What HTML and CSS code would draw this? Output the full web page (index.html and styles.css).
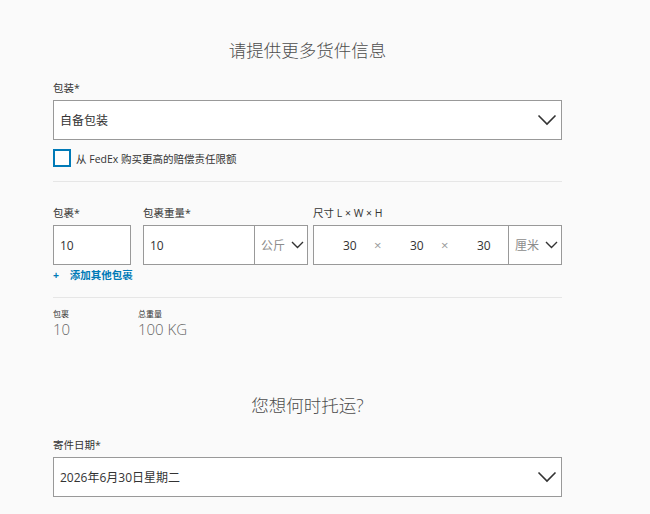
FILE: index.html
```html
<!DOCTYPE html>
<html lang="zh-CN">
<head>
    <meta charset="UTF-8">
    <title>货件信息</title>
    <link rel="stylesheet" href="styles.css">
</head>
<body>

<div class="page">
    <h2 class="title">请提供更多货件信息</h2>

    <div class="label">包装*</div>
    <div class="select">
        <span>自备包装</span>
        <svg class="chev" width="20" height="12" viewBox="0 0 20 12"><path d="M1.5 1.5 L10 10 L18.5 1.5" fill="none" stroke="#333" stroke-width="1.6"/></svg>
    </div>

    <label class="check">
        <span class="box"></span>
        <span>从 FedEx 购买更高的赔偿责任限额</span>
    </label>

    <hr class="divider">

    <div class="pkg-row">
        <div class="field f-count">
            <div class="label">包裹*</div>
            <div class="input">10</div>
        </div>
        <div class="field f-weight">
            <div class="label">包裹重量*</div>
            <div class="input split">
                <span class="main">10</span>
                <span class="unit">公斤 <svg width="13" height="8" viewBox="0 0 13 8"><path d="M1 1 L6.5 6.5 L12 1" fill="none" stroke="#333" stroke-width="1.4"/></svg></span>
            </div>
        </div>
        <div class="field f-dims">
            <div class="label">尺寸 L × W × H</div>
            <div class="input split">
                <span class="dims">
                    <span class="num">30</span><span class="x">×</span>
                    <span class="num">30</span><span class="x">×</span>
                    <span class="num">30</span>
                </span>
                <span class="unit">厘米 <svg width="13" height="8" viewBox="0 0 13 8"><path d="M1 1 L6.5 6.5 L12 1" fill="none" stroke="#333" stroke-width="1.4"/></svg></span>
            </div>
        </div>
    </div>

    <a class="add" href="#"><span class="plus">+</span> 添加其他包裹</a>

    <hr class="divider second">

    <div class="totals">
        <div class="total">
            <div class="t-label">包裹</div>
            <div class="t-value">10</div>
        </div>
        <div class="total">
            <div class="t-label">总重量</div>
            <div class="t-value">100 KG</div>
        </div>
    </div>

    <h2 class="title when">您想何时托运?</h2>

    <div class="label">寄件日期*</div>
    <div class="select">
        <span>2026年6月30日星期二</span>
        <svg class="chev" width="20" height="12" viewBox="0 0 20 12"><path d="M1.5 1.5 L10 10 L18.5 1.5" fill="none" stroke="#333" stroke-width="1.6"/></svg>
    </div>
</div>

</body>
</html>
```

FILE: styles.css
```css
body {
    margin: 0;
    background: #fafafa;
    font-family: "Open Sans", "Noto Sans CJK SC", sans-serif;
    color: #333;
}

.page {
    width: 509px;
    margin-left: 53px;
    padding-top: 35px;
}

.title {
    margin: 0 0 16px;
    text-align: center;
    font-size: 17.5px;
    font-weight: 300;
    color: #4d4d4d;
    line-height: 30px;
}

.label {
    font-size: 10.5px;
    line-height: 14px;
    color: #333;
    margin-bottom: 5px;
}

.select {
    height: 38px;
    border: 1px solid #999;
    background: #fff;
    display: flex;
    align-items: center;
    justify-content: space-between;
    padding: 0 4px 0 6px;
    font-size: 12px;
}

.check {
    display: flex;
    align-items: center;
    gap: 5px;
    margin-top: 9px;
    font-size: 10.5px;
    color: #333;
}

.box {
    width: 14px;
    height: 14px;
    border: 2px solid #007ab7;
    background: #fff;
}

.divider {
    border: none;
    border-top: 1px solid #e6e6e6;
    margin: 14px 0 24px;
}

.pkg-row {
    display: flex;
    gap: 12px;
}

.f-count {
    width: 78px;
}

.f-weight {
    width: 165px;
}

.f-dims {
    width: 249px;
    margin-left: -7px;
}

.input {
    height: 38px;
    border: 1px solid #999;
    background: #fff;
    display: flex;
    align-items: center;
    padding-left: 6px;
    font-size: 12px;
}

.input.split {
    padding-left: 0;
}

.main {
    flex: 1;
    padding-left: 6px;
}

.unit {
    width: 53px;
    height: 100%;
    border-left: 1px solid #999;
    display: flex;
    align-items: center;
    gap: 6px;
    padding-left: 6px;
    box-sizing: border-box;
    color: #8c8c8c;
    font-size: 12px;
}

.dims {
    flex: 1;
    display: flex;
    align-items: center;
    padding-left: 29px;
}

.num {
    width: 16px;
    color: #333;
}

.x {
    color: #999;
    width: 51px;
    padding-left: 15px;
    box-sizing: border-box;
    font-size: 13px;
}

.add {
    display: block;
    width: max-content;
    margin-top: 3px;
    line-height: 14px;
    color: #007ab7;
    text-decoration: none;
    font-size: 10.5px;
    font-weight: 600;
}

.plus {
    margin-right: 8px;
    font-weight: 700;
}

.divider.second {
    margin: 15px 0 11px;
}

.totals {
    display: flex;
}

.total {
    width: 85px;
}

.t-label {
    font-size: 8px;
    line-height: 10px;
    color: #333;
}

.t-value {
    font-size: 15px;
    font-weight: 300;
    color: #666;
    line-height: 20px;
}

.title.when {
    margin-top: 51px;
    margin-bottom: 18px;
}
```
* * *
Required work |
Return all of the data exactly as written, and drop the pictures.

Solution to this problem |
What HTML and CSS code would draw this? Output the full web page (index.html and styles.css).
FILE: index.html
```html
<!DOCTYPE html>
<html lang="zh-CN">
<head>
    <meta charset="UTF-8">
    <title>货件信息</title>
    <link rel="stylesheet" href="styles.css">
</head>
<body>

<div class="page">
    <h2 class="title">请提供更多货件信息</h2>

    <div class="label">包装*</div>
    <div class="select">
        <span>自备包装</span>
        <svg class="chev" width="20" height="12" viewBox="0 0 20 12"><path d="M1.5 1.5 L10 10 L18.5 1.5" fill="none" stroke="#333" stroke-width="1.6"/></svg>
    </div>

    <label class="check">
        <span class="box"></span>
        <span>从 FedEx 购买更高的赔偿责任限额</span>
    </label>

    <hr class="divider">

    <div class="pkg-row">
        <div class="field f-count">
            <div class="label">包裹*</div>
            <div class="input">10</div>
        </div>
        <div class="field f-weight">
            <div class="label">包裹重量*</div>
            <div class="input split">
                <span class="main">10</span>
                <span class="unit">公斤 <svg width="13" height="8" viewBox="0 0 13 8"><path d="M1 1 L6.5 6.5 L12 1" fill="none" stroke="#333" stroke-width="1.4"/></svg></span>
            </div>
        </div>
        <div class="field f-dims">
            <div class="label">尺寸 L × W × H</div>
            <div class="input split">
                <span class="dims">
                    <span class="num">30</span><span class="x">×</span>
                    <span class="num">30</span><span class="x">×</span>
                    <span class="num">30</span>
                </span>
                <span class="unit">厘米 <svg width="13" height="8" viewBox="0 0 13 8"><path d="M1 1 L6.5 6.5 L12 1" fill="none" stroke="#333" stroke-width="1.4"/></svg></span>
            </div>
        </div>
    </div>

    <a class="add" href="#"><span class="plus">+</span> 添加其他包裹</a>

    <hr class="divider second">

    <div class="totals">
        <div class="total">
            <div class="t-label">包裹</div>
            <div class="t-value">10</div>
        </div>
        <div class="total">
            <div class="t-label">总重量</div>
            <div class="t-value">100 KG</div>
        </div>
    </div>

    <h2 class="title when">您想何时托运?</h2>

    <div class="label">寄件日期*</div>
    <div class="select">
        <span>2026年6月30日星期二</span>
        <svg class="chev" width="20" height="12" viewBox="0 0 20 12"><path d="M1.5 1.5 L10 10 L18.5 1.5" fill="none" stroke="#333" stroke-width="1.6"/></svg>
    </div>
</div>

</body>
</html>
```

FILE: styles.css
```css
body {
    margin: 0;
    background: #fafafa;
    font-family: "Open Sans", "Noto Sans CJK SC", sans-serif;
    color: #333;
}

.page {
    width: 509px;
    margin-left: 53px;
    padding-top: 35px;
}

.title {
    margin: 0 0 16px;
    text-align: center;
    font-size: 17.5px;
    font-weight: 300;
    color: #4d4d4d;
    line-height: 30px;
}

.label {
    font-size: 10.5px;
    line-height: 14px;
    color: #333;
    margin-bottom: 5px;
}

.select {
    height: 38px;
    border: 1px solid #999;
    background: #fff;
    display: flex;
    align-items: center;
    justify-content: space-between;
    padding: 0 4px 0 6px;
    font-size: 12px;
}

.check {
    display: flex;
    align-items: center;
    gap: 5px;
    margin-top: 9px;
    font-size: 10.5px;
    color: #333;
}

.box {
    width: 14px;
    height: 14px;
    border: 2px solid #007ab7;
    background: #fff;
}

.divider {
    border: none;
    border-top: 1px solid #e6e6e6;
    margin: 14px 0 24px;
}

.pkg-row {
    display: flex;
    gap: 12px;
}

.f-count {
    width: 78px;
}

.f-weight {
    width: 165px;
}

.f-dims {
    width: 249px;
    margin-left: -7px;
}

.input {
    height: 38px;
    border: 1px solid #999;
    background: #fff;
    display: flex;
    align-items: center;
    padding-left: 6px;
    font-size: 12px;
}

.input.split {
    padding-left: 0;
}

.main {
    flex: 1;
    padding-left: 6px;
}

.unit {
    width: 53px;
    height: 100%;
    border-left: 1px solid #999;
    display: flex;
    align-items: center;
    gap: 6px;
    padding-left: 6px;
    box-sizing: border-box;
    color: #8c8c8c;
    font-size: 12px;
}

.dims {
    flex: 1;
    display: flex;
    align-items: center;
    padding-left: 29px;
}

.num {
    width: 16px;
    color: #333;
}

.x {
    color: #999;
    width: 51px;
    padding-left: 15px;
    box-sizing: border-box;
    font-size: 13px;
}

.add {
    display: block;
    width: max-content;
    margin-top: 3px;
    line-height: 14px;
    color: #007ab7;
    text-decoration: none;
    font-size: 10.5px;
    font-weight: 600;
}

.plus {
    margin-right: 8px;
    font-weight: 700;
}

.divider.second {
    margin: 15px 0 11px;
}

.totals {
    display: flex;
}

.total {
    width: 85px;
}

.t-label {
    font-size: 8px;
    line-height: 10px;
    color: #333;
}

.t-value {
    font-size: 15px;
    font-weight: 300;
    color: #666;
    line-height: 20px;
}

.title.when {
    margin-top: 51px;
    margin-bottom: 18px;
}
```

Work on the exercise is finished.